Mardi, le député solidaire Haroun Bouazzi a accusé le gouvernement caquiste de vouloir faire diversion avec l’affaire Elghawaby. Manon Massé a toutefois affirmé le contraire, mercredi matin. Je ne pense pas que c’est une diversion, a-t-elle affirmé. Je pense que M. Legault a dit le fond de sa pensée.

Le premier ministre, cela dit, a manqué de sensibilité en exigeant le départ de Mme Elghawaby au lendemain de la commémoration de la tuerie de la Grande mosquée de Québec, selon Mme Massé.

Vous comprendrez qu’on ne vit pas ça tout ça tous de la même façon, a-t-elle répété. C’est un peu la même chose quand les femmes sont tuées : ça vous dérange les gars, mais jamais comme nous, les femmes. […] On se voit toujours comme étant [la prochaine].

La libérale Jennifer Maccarone a par ailleurs fait son mea culpa, mercredi matin, s’excusant d’avoir accusé le gouvernement caquiste de manquer d’humanisme en réclamant la démission de Mme Elghawaby quelques heures avant que sa propre formation n’exige la même chose.

Rabrouée par son chef mardi, la députée de Westmount–Saint-Louis a expliqué en point de presse qu’elle avait agi trop rapidement, trop tôt, sans avoir l’information complète. J’ai fait une erreur, et pour ceci, je suis profondément déçue en moi-même, a-t-elle déclaré.

Elghawaby réitère ses excuses

Pendant ce temps, le débat sur la nomination d’Amira Eghawaby se poursuit également à Ottawa.

La principale intéressée a réitéré ses excuses mercredi midi avant de participer à une rencontre avec le chef bloquiste Yves-François Blanchet à l’invitation de celui-ci.

Je voudrais dire que je suis extrêmement désolé de la façon dont mes propos ont été rapportés et de la façon dont ils ont blessé le peuple québécois, a-t-elle déclaré, en anglais.

« En tant que membre de la communauté musulmane du Canada, nous savons ce que c’est que d’être stéréotypés, a-t-elle poursuivi.

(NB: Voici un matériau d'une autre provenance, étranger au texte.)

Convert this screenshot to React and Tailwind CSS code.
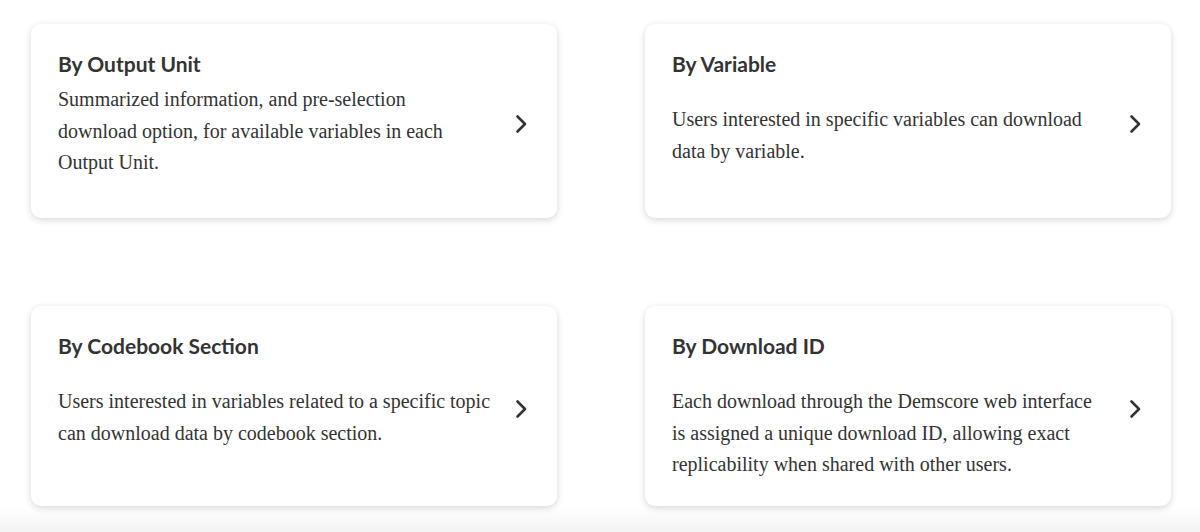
import React from "react";

const cards = [
  {
    title: "By Output Unit",
    lines: [
      "Summarized information, and pre-selection",
      "download option, for available variables in each",
      "Output Unit.",
    ],
    gap: "mt-[8px]",
    h: "h-[194px]",
  },
  {
    title: "By Variable",
    lines: [
      "Users interested in specific variables can download",
      "data by variable.",
    ],
    gap: "mt-[28px]",
    h: "h-[194px]",
  },
  {
    title: "By Codebook Section",
    lines: [
      "Users interested in variables related to a specific topic",
      "can download data by codebook section.",
    ],
    gap: "mt-[28px]",
    h: "h-[200px]",
  },
  {
    title: "By Download ID",
    lines: [
      "Each download through the Demscore web interface",
      "is assigned a unique download ID, allowing exact",
      "replicability when shared with other users.",
    ],
    gap: "mt-[28px]",
    h: "h-[200px]",
  },
];

function Chevron() {
  return (
    <svg width="13" height="20" viewBox="0 0 13 20" fill="none" className="shrink-0">
      <path d="M2.5 2.5 L10 10 L2.5 17.5" stroke="#333333" strokeWidth="2.6" strokeLinecap="round" strokeLinejoin="round" />
    </svg>
  );
}

function Card({ c }) {
  return (
    <div className={`${c.h} bg-white rounded-[10px] shadow-[0_2px_7px_rgba(0,0,0,0.16)] flex items-center pl-[27px] pr-[29px]`}>
      <div className="flex-1 self-stretch pt-[27px]">
        <h3 className="text-[21px] leading-[25px] font-bold text-[#333333]" style={{ fontFamily: "Lato, sans-serif" }}>
          {c.title}
        </h3>
        <div className={`${c.gap} text-[20px] leading-[31.5px] text-[#333333]`} style={{ fontFamily: "'Liberation Serif', serif" }}>
          {c.lines.map((l, i) => (
            <div key={i} className="whitespace-nowrap">{l}</div>
          ))}
        </div>
      </div>
      <div className="mt-[6px]">
        <Chevron />
      </div>
    </div>
  );
}

export default function App() {
  return (
    <div className="w-[1200px] h-[532px] bg-white relative overflow-hidden">
      <div className="absolute left-0 right-0 bottom-0 h-[24px] bg-gradient-to-b from-white to-[#f3f3f3]" />
      <div className="relative pt-[24px] pl-[31px] grid grid-cols-[526px_526px] gap-x-[88px] gap-y-[88px]">
        {cards.map((c, i) => (
          <Card key={i} c={c} />
        ))}
      </div>
    </div>
  );
}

Nous savons ce que c’est, que les gens aient des préjugés. Et je comprends que les mots et la façon dont je me suis exprimé ont blessé des gens au Québec. »

— Une citation de  Amira Eghawaby, représentante spéciale de la lutte contre l’islamophobie du gouvernement fédéral

J’ai écouté très attentivement, je vous ai entendu, et je sais ce que vous ressentez, a-t-elle conclu, répétant qu’elle était désolée.

Le premier ministre Trudeau a pour sa part tenté d’abaisser la température du débat public, mercredi, en insistant sur l’histoire du Québec, soumis, avant la Révolution tranquille, à une religion qui ne respectait pas [les] droits et libertés individuelles.

Un tel vécu amène avec lui
une certaine distance, voire une méfiance, à l’égard de la religion, a-t-il rappelé, déplorant que cette vigilance ait été mêlée un petit peu avec cette idée d’intolérance envers les autres.

Or, ce n’est pas ça du tout, a fait valoir M. Trudeau avant de se rendre à la réunion hebdomadaire de son caucus. Les Québécois veulent juste que tout le monde soit libéré et soit complètement libre.

Ça va se résoudre quand les gens raisonnables [auront] une conversation réelle et profonde, a-t-il poursuivi.

« C’est facile de monter aux barricades et de se pointer les uns les autres du doigt, mais ça prend des gens pour expliquer les perspectives, expliquer comment des croyants, de quelques religions que ce soit, peuvent se sentir peinés par cette perspective et cette réalité de la culture québécoise. »

— Une citation de  Justin Trudeau, premier ministre du Canada

De son côté, le chef conservateur Pierre Poilievre a réitéré que Mme Elghawaby n’était pas la bonne personne pour le poste, mercredi.

Nous supportons l’idée de contrer l’islamophobie à travers le pays, mais ce n’est pas en insultant les Québécois, les juifs ou d’autres Canadiens qu’on va réussir à faire ça, a-t-il dit avant de se rendre, lui aussi, à la réunion de son propre caucus.

Le lieutenant québécois de Justin Trudeau, Pablo Rodriguez, rencontrera à son tour la nouvelle conseillère spéciale, jeudi.